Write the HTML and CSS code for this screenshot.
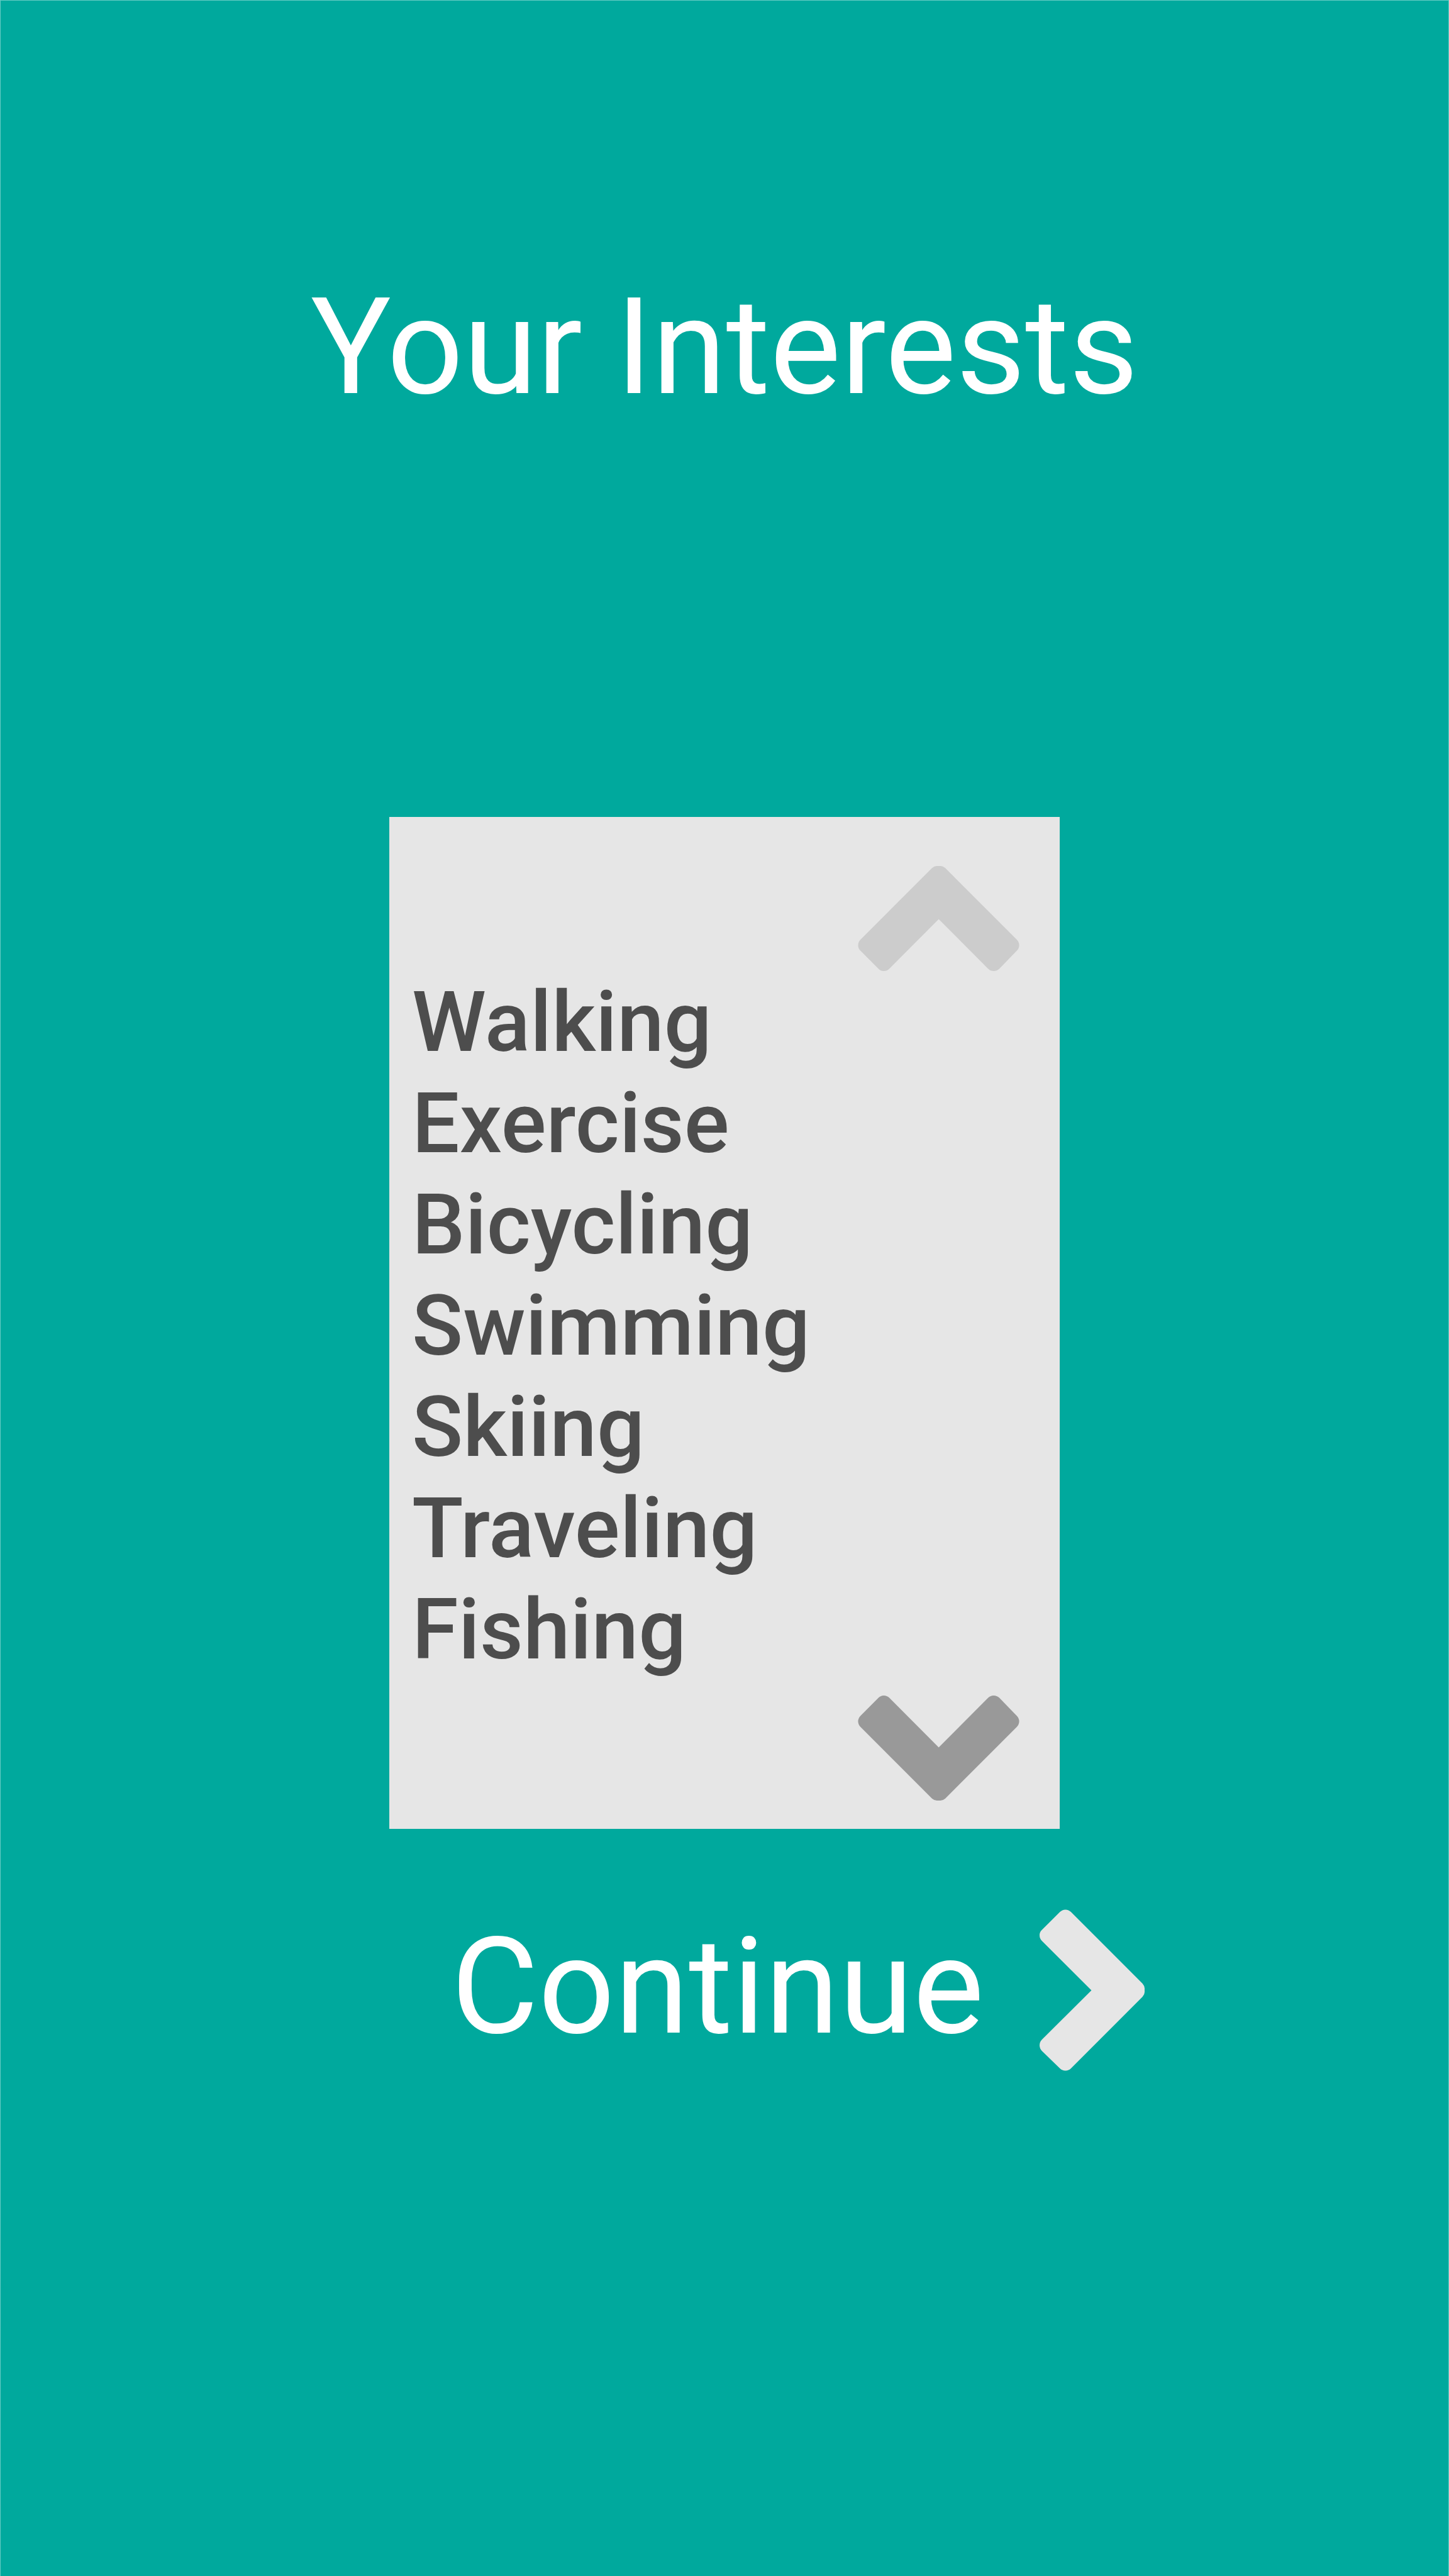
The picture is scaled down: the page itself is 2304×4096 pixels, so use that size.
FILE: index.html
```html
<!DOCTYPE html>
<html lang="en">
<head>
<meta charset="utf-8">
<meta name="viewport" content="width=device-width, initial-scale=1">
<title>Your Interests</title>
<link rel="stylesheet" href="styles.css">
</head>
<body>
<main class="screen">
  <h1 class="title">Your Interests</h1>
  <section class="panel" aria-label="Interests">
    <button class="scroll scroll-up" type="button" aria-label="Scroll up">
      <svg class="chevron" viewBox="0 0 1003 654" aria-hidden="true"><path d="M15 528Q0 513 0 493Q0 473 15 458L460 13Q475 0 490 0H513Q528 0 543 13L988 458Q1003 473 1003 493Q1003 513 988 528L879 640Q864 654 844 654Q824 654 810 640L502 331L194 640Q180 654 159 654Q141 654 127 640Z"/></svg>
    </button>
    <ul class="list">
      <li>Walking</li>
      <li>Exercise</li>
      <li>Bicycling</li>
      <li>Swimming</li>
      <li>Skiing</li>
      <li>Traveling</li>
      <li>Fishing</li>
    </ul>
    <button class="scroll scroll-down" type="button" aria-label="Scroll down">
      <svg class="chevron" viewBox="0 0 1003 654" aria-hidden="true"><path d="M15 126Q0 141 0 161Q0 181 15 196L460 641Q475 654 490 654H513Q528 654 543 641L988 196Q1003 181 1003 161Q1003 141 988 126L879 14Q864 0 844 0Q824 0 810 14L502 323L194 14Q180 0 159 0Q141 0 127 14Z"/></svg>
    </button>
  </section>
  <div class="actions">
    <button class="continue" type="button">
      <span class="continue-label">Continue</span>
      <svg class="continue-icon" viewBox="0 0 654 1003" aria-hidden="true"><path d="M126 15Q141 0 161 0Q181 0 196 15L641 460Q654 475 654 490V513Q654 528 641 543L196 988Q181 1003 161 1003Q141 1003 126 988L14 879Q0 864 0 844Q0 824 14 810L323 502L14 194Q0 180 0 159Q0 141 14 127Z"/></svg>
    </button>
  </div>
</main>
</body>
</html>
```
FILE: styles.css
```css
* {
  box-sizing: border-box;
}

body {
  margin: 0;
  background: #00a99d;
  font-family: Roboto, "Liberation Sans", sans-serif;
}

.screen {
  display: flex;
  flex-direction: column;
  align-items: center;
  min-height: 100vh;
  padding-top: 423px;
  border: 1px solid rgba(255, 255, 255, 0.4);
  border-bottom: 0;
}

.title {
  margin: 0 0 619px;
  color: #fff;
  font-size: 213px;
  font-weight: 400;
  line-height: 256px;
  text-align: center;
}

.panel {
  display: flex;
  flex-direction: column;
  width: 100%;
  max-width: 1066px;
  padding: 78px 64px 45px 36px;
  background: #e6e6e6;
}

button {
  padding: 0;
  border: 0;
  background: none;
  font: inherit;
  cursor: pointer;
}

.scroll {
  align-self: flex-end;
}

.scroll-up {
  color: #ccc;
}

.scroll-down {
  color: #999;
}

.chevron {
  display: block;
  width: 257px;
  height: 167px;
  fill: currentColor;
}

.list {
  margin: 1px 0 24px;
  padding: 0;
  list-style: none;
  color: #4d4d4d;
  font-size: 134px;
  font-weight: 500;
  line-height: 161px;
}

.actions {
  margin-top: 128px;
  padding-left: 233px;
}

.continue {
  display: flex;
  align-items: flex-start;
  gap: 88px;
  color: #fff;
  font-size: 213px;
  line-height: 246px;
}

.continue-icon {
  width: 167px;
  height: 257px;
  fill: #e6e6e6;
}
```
===============
## [Work to be completed]
In the copy, include no pictures; restate the listing above exactly.

## [Correct response]
Write the HTML and CSS code for this screenshot.
The picture is scaled down: the page itself is 2304×4096 pixels, so use that size.
FILE: index.html
```html
<!DOCTYPE html>
<html lang="en">
<head>
<meta charset="utf-8">
<meta name="viewport" content="width=device-width, initial-scale=1">
<title>Your Interests</title>
<link rel="stylesheet" href="styles.css">
</head>
<body>
<main class="screen">
  <h1 class="title">Your Interests</h1>
  <section class="panel" aria-label="Interests">
    <button class="scroll scroll-up" type="button" aria-label="Scroll up">
      <svg class="chevron" viewBox="0 0 1003 654" aria-hidden="true"><path d="M15 528Q0 513 0 493Q0 473 15 458L460 13Q475 0 490 0H513Q528 0 543 13L988 458Q1003 473 1003 493Q1003 513 988 528L879 640Q864 654 844 654Q824 654 810 640L502 331L194 640Q180 654 159 654Q141 654 127 640Z"/></svg>
    </button>
    <ul class="list">
      <li>Walking</li>
      <li>Exercise</li>
      <li>Bicycling</li>
      <li>Swimming</li>
      <li>Skiing</li>
      <li>Traveling</li>
      <li>Fishing</li>
    </ul>
    <button class="scroll scroll-down" type="button" aria-label="Scroll down">
      <svg class="chevron" viewBox="0 0 1003 654" aria-hidden="true"><path d="M15 126Q0 141 0 161Q0 181 15 196L460 641Q475 654 490 654H513Q528 654 543 641L988 196Q1003 181 1003 161Q1003 141 988 126L879 14Q864 0 844 0Q824 0 810 14L502 323L194 14Q180 0 159 0Q141 0 127 14Z"/></svg>
    </button>
  </section>
  <div class="actions">
    <button class="continue" type="button">
      <span class="continue-label">Continue</span>
      <svg class="continue-icon" viewBox="0 0 654 1003" aria-hidden="true"><path d="M126 15Q141 0 161 0Q181 0 196 15L641 460Q654 475 654 490V513Q654 528 641 543L196 988Q181 1003 161 1003Q141 1003 126 988L14 879Q0 864 0 844Q0 824 14 810L323 502L14 194Q0 180 0 159Q0 141 14 127Z"/></svg>
    </button>
  </div>
</main>
</body>
</html>
```
FILE: styles.css
```css
* {
  box-sizing: border-box;
}

body {
  margin: 0;
  background: #00a99d;
  font-family: Roboto, "Liberation Sans", sans-serif;
}

.screen {
  display: flex;
  flex-direction: column;
  align-items: center;
  min-height: 100vh;
  padding-top: 423px;
  border: 1px solid rgba(255, 255, 255, 0.4);
  border-bottom: 0;
}

.title {
  margin: 0 0 619px;
  color: #fff;
  font-size: 213px;
  font-weight: 400;
  line-height: 256px;
  text-align: center;
}

.panel {
  display: flex;
  flex-direction: column;
  width: 100%;
  max-width: 1066px;
  padding: 78px 64px 45px 36px;
  background: #e6e6e6;
}

button {
  padding: 0;
  border: 0;
  background: none;
  font: inherit;
  cursor: pointer;
}

.scroll {
  align-self: flex-end;
}

.scroll-up {
  color: #ccc;
}

.scroll-down {
  color: #999;
}

.chevron {
  display: block;
  width: 257px;
  height: 167px;
  fill: currentColor;
}

.list {
  margin: 1px 0 24px;
  padding: 0;
  list-style: none;
  color: #4d4d4d;
  font-size: 134px;
  font-weight: 500;
  line-height: 161px;
}

.actions {
  margin-top: 128px;
  padding-left: 233px;
}

.continue {
  display: flex;
  align-items: flex-start;
  gap: 88px;
  color: #fff;
  font-size: 213px;
  line-height: 246px;
}

.continue-icon {
  width: 167px;
  height: 257px;
  fill: #e6e6e6;
}
```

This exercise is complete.